Night Meeting in Southlake

"Night Meeting in Southlake" was recently featured in the New York Times Style Magazine for a spread about artists representing their children. 

Below are answers to editorial question about the painting.

It is so different putting your child in a painting than putting them on facebook. Even though it seems best to mostly let your children have their own lives, a photo of a child on facebook is one of billions, so it can be less noticeable or strange or vulnerable than putting them in a painting or a book. But if you make paintings or books, it is hard not to include what takes up so much of your view. When I paint anyone I love, I have an automatic tendency to both paint them without many defenses and then to protect them with superficial gestures; to darken a face that holds a tender expression to a point of illegibility, to cover wide-open eyes with sunglasses, to cover a very new sleeping baby with a plastic rain cover.
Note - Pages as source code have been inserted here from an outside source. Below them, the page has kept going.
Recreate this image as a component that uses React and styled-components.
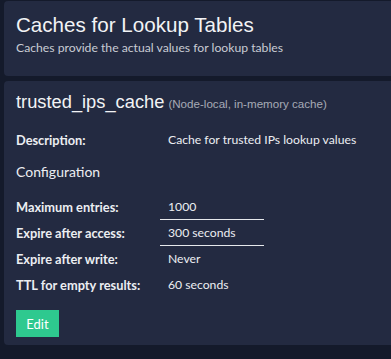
import React from "react";
import styled, { createGlobalStyle } from "styled-components";

const GlobalStyle = createGlobalStyle`
   html, body {
      margin: 0;
      padding: 0;
      background: #141a2b;
      overflow: hidden;
   }
   body {
      font-family: Lato, "Liberation Sans", sans-serif;
      color: #eceef2;
   }
`;

const Page = styled.div`
   width: 440px;
   padding: 1px 0 0 4px;
   display: flex;
   flex-direction: column;
   gap: 5px;
`;

const Panel = styled.section`
   background: #232a41;
   border-radius: 4px;
   padding: ${(p) => p.$pad};
   height: ${(p) => p.$height}px;
   box-sizing: border-box;
`;

const PageTitle = styled.h1`
   margin: 0;
   font-family: "Liberation Sans", Arial, sans-serif;
   font-weight: 400;
   font-size: 20.6px;
   line-height: 28px;
   color: #f2f3f5;
`;

const Lead = styled.p`
   margin: 0;
   font-size: 12.2px;
   line-height: 18px;
   color: #c9ccd4;
`;

const CacheTitle = styled.h2`
   margin: 0;
   font-family: "Liberation Sans", Arial, sans-serif;
   font-weight: 400;
   font-size: 18.3px;
   line-height: 24px;
   color: #f2f3f5;
   small {
      font-size: 11.6px;
      color: #a7abb6;
      margin-left: 4px;
   }
`;

const InfoRow = styled.div`
   display: flex;
   align-items: center;
   height: ${(p) => p.$h || 26}px;
   margin-top: ${(p) => p.$mt || 0}px;
`;

const Label = styled.div`
   flex: none;
   width: 144px;
   font-weight: 700;
   font-size: 12.8px;
`;

const Value = styled.div`
   box-sizing: border-box;
   width: ${(p) => (p.$wide ? "auto" : "104px")};
   height: 100%;
   display: flex;
   align-items: center;
   padding-left: 8px;
   font-size: 12.2px;
   border-bottom: 1px solid ${(p) => (p.$editable ? "#e6e8ec" : "transparent")};
   white-space: nowrap;
`;

const SectionTitle = styled.h3`
   margin: 11px 0 0;
   font-weight: 400;
   font-size: 14px;
   line-height: 22px;
`;

const Config = styled.div`
   margin-top: 11px;
`;

const EditButton = styled.button`
   display: block;
   margin-top: 12px;
   height: 27px;
   width: 43px;
   border: none;
   border-radius: 0;
   background: #2ec98f;
   color: #ffffff;
   font-family: Lato, "Liberation Sans", sans-serif;
   font-size: 13px;
   padding: 0;
   cursor: pointer;
`;

const config = [
   { label: "Maximum entries:", value: "1000", editable: true },
   { label: "Expire after access:", value: "300 seconds", editable: true },
   { label: "Expire after write:", value: "Never" },
   { label: "TTL for empty results:", value: "60 seconds" },
];

const App = () => {
   return (
      <>
         <GlobalStyle />
         <Page>
            <Panel $pad="10px 12px 0" $height={75}>
               <PageTitle>Caches for Lookup Tables</PageTitle>
               <Lead>Caches provide the actual values for lookup tables</Lead>
            </Panel>
            <Panel $pad="9px 12px 10px" $height={264}>
               <CacheTitle>
                  trusted_ips_cache<small>(Node-local, in-memory cache)</small>
               </CacheTitle>
               <InfoRow $h={20} $mt={14}>
                  <Label>Description:</Label>
                  <Value $wide>Cache for trusted IPs lookup values</Value>
               </InfoRow>
               <SectionTitle>Configuration</SectionTitle>
               <Config>
                  {config.map((row) => (
                     <InfoRow key={row.label}>
                        <Label>{row.label}</Label>
                        <Value $editable={row.editable}>{row.value}</Value>
                     </InfoRow>
                  ))}
               </Config>
               <EditButton>Edit</EditButton>
            </Panel>
         </Page>
      </>
   );
};

export default App;
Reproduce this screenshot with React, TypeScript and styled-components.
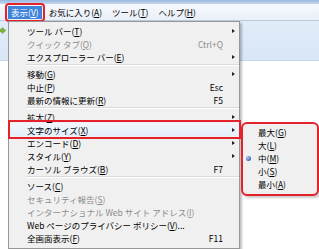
import React from 'react';
import styled, { createGlobalStyle } from 'styled-components';

const GlobalStyle = createGlobalStyle`
	html, body {
		margin: 0;
		padding: 0;
		background: #fff;
	}
	body {
		font-family: 'Noto Sans CJK JP', 'Noto Sans', sans-serif;
	}
`;

const Screen = styled.div`
	position: relative;
	width: 319px;
	height: 249px;
	overflow: hidden;
	background: #fff;
	font-size: 8.5px;
	color: #000;
`;

const TitleStrip = styled.div`
	height: 4px;
	background: linear-gradient(#9bb9e0, #c4d7ef);
`;

const MenuBar = styled.div`
	display: flex;
	align-items: center;
	height: 16px;
	padding-left: 8px;
	background: linear-gradient(#f7f9fd, #e9eff8);
	border-bottom: 1px solid #b9c9de;
`;

const BarItem = styled.div<{ $active?: boolean }>`
	position: relative;
	padding: 0 3px;
	margin-right: 4px;
	height: 13px;
	line-height: 13px;
	background: ${(p) => (p.$active ? '#3d83d9' : 'transparent')};
	color: ${(p) => (p.$active ? '#fff' : '#000')};
`;

const RedMark = styled.div<{ $radius: number }>`
	position: absolute;
	inset: -3px;
	border: 2px solid #e3222b;
	border-radius: ${(p) => p.$radius}px;
	pointer-events: none;
`;

const Toolbar = styled.div`
	height: 40px;
	padding-top: 6px;
	box-sizing: border-box;
	background: linear-gradient(#e1ecf9, #d8e6f6);
	border-bottom: 1px solid #c7d6e8;
`;

const PageBody = styled.div`
	height: 190px;
	background: #fff;
`;

const Dropdown = styled.div`
	position: absolute;
	left: 8px;
	top: 21px;
	width: 230px;
	padding: 2px 0 4px;
	background: #f0f0f0;
	border: 1px solid #979797;
	box-shadow: 2px 2px 2px rgba(0, 0, 0, 0.25);
`;

const Row = styled.div<{ $disabled?: boolean; $hot?: boolean }>`
	position: relative;
	display: grid;
	grid-template-columns: 1fr auto 16px;
	align-items: center;
	height: 13px;
	padding-left: 18px;
	white-space: nowrap;
	color: ${(p) => (p.$disabled ? '#8c8c8c' : '#000')};
	background: ${(p) => (p.$hot ? 'linear-gradient(#f2f7fd, #e4eefb)' : 'transparent')};
`;

const Shortcut = styled.span`
	text-align: right;
`;

const Arrow = styled.span`
	justify-self: center;
	width: 0;
	height: 0;
	border-top: 2.5px solid transparent;
	border-bottom: 2.5px solid transparent;
	border-left: 3px solid #222;
	margin-left: 4px;
`;

const Separator = styled.div`
	height: 4px;
	margin-left: 17px;
	display: flex;
	flex-direction: column;
	justify-content: center;
	&::before {
		content: '';
		height: 1px;
		background: #dadada;
	}
	&::after {
		content: '';
		height: 1px;
		background: #fff;
	}
`;

const RowMark = styled.div`
	position: absolute;
	left: -1px;
	right: -2px;
	top: -3px;
	bottom: -3px;
	border: 2px solid #e3222b;
	pointer-events: none;
`;

const Submenu = styled.div`
	position: absolute;
	left: 232px;
	top: -1px;
	width: 74px;
	padding: 2px 0 3px;
	background: #f0f0f0;
	border: 2px solid #e3222b;
	border-radius: 6px;
	box-shadow: 2px 2px 2px rgba(0, 0, 0, 0.2);
`;

const SubRow = styled.div`
	position: relative;
	height: 13px;
	line-height: 13px;
	padding-left: 15px;
	white-space: nowrap;
`;

const RadioDot = styled.span`
	position: absolute;
	left: 3px;
	top: 4px;
	width: 5px;
	height: 5px;
	border-radius: 50%;
	background: radial-gradient(circle at 35% 35%, #b8cdf2, #3f63b8 70%);
`;

function GoIcon() {
	return (
		<svg width="7" height="7" viewBox="0 0 7 7" style={{ display: 'block', marginLeft: -1 }}>
			<path d="M0 2.2h3.2V0.4L6.8 3.5 3.2 6.6V4.8H0z" fill="#7cb32f" stroke="#4f8a1c" strokeWidth="0.5" />
		</svg>
	);
}

type Item =
	| { sep: true }
	| {
			sep?: false;
			label: string;
			key: string;
			tail?: string;
			shortcut?: string;
			sub?: boolean;
			disabled?: boolean;
			hot?: boolean;
	  };

const items: Item[] = [
	{ label: 'ツール バー', key: 'T', sub: true },
	{ label: 'クイック タブ', key: 'Q', shortcut: 'Ctrl+Q', disabled: true },
	{ label: 'エクスプローラー バー', key: 'E', sub: true },
	{ sep: true },
	{ label: '移動', key: 'G', sub: true },
	{ label: '中止', key: 'P', shortcut: 'Esc' },
	{ label: '最新の情報に更新', key: 'R', shortcut: 'F5' },
	{ sep: true },
	{ label: '拡大', key: 'Z', sub: true },
	{ label: '文字のサイズ', key: 'X', sub: true, hot: true },
	{ label: 'エンコード', key: 'D', sub: true },
	{ label: 'スタイル', key: 'Y', sub: true },
	{ label: 'カーソル ブラウズ', key: 'B', shortcut: 'F7' },
	{ sep: true },
	{ label: 'ソース', key: 'C' },
	{ label: 'セキュリティ報告', key: 'S', disabled: true },
	{ label: 'インターナショナル Web サイト アドレス', key: 'I', disabled: true },
	{ label: 'Web ページのプライバシー ポリシー', key: 'V', tail: '...' },
	{ label: '全画面表示', key: 'F', shortcut: 'F11' },
];

const sizes = [
	{ label: '最大', key: 'G' },
	{ label: '大', key: 'L' },
	{ label: '中', key: 'M', checked: true },
	{ label: '小', key: 'S' },
	{ label: '最小', key: 'A' },
];

function Label({ text, k, tail }: { text: string; k: string; tail?: string }) {
	return (
		<span>
			{text}(<u>{k}</u>){tail}
		</span>
	);
}

export default function App() {
	return (
		<>
			<GlobalStyle />
			<Screen>
				<TitleStrip />
				<MenuBar>
					<BarItem $active>
						<Label text="表示" k="V" />
						<RedMark $radius={4} />
					</BarItem>
					<BarItem>
						<Label text="お気に入り" k="A" />
					</BarItem>
					<BarItem>
						<Label text="ツール" k="T" />
					</BarItem>
					<BarItem>
						<Label text="ヘルプ" k="H" />
					</BarItem>
				</MenuBar>
				<Toolbar>
					<GoIcon />
				</Toolbar>
				<PageBody />

				<Dropdown>
					{items.map((it, i) =>
						it.sep ? (
							<Separator key={i} />
						) : (
							<Row key={i} $disabled={it.disabled} $hot={it.hot}>
								<Label text={it.label} k={it.key} tail={it.tail} />
								<Shortcut>{it.shortcut}</Shortcut>
								{it.sub ? <Arrow /> : <span />}
								{it.hot && (
									<>
										<RowMark />
										<Submenu>
											{sizes.map((s) => (
												<SubRow key={s.key}>
													{s.checked && <RadioDot />}
													<Label text={s.label} k={s.key} />
												</SubRow>
											))}
										</Submenu>
									</>
								)}
							</Row>
						)
					)}
				</Dropdown>
			</Screen>
		</>
	);
}
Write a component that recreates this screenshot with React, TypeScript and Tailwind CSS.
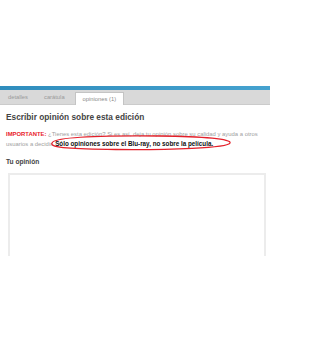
import React from 'react';

const tabs = ['detalles', 'carátula', 'opiniones (1)'];

function TabBar() {
  return (
    <div>
      <div className="h-[4px] bg-gradient-to-r from-[#2f8dbd] to-[#45a2cf]" />
      <div className="flex h-[15px] items-end gap-[4px] border-b border-[#cbcbcb] bg-[#d9d9d9] pl-[2px]">
        {tabs.map((t, i) =>
          i === 2 ? (
            <div
              key={t}
              className="-mb-px flex h-[13px] items-center border border-b-0 border-[#c4c4c4] bg-white px-[7px] text-[5.8px] text-[#8a8a8a]"
            >
              {t}
            </div>
          ) : (
            <div key={t} className="flex h-[13px] items-center px-[6px] text-[5.8px] text-[#9a9a9a]">
              {t}
            </div>
          )
        )}
      </div>
    </div>
  );
}

function Notice() {
  return (
    <div className="relative mt-[7px] text-[5.9px] leading-[9px] text-[#a0a0a0]">
      <span className="font-bold text-[#e8202a]">IMPORTANTE:</span> ¿Tienes esta edición? Si es así, deja tu
      opinión sobre su calidad y ayuda a otros usuarios a decidir.{' '}
      <span className="text-[6.3px] font-bold text-[#111]">Sólo opiniones sobre el Blu-ray, no sobre la película.</span>
      <svg
        className="pointer-events-none absolute left-[38px] top-[4px]"
        width="190"
        height="17"
        viewBox="0 0 190 17"
        fill="none"
      >
        <path
          d="M8 9 C 10 3, 60 1.5, 115 2 C 160 2.5, 188 5, 186 9 C 184 14, 125 16, 72 15.5 C 30 15, 5 14, 8 9 Z"
          stroke="#e3202a"
          strokeWidth="1.3"
        />
      </svg>
    </div>
  );
}

export default function App() {
  return (
    <div className="h-[340px] w-[270px] overflow-hidden bg-white font-['Liberation_Sans',Arial,sans-serif]">
      <div className="h-[86px]" />
      <TabBar />
      <div className="px-[6px] pt-[6px]">
        <h2 className="text-[8.3px] font-bold text-[#444]">Escribir opinión sobre esta edición</h2>
        <Notice />
        <h3 className="mt-[8px] text-[6.6px] font-bold text-[#444]">Tu opinión</h3>
        <div className="ml-[2px] mr-[-2px] mt-[6px] h-[83px] border-[2px] border-b-0 border-[#ececec]" />
      </div>
    </div>
  );
}
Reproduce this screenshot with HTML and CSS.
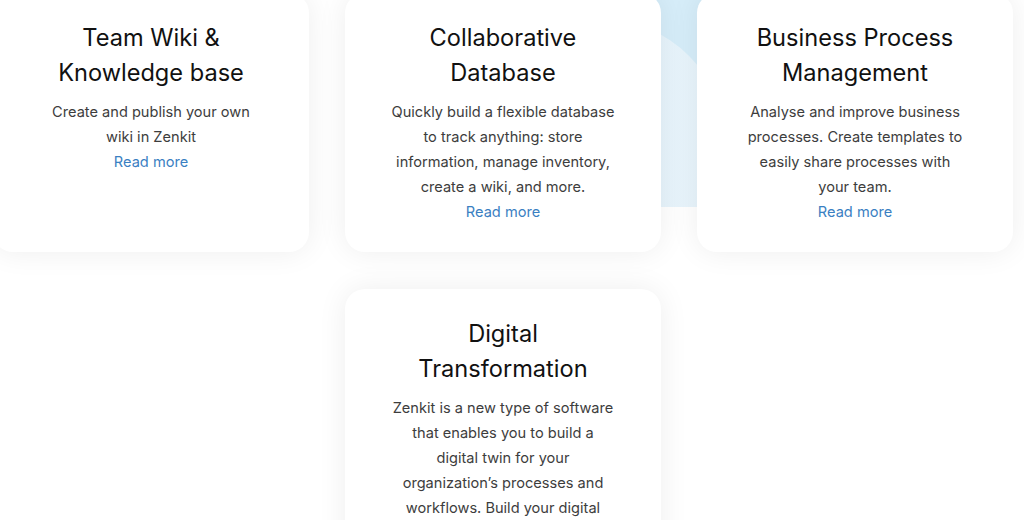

For me, I like better to paint what is more obviously locked in specific time and in relation to specific place than to pin down something isolated and eternal, especially for someone I am so close to and who still gets to change so much. It is nice especially to see a baby in relation to the world for a lot of different reasons. Painting is the best for seeing how disparate elements do or could fit together. To make a good painting that includes a table and a person, you have to love a table as much as you love the person, or you have to look at a person like you look at a table. It is a good game figuring out how to make what you see whole without having to melt the parts together.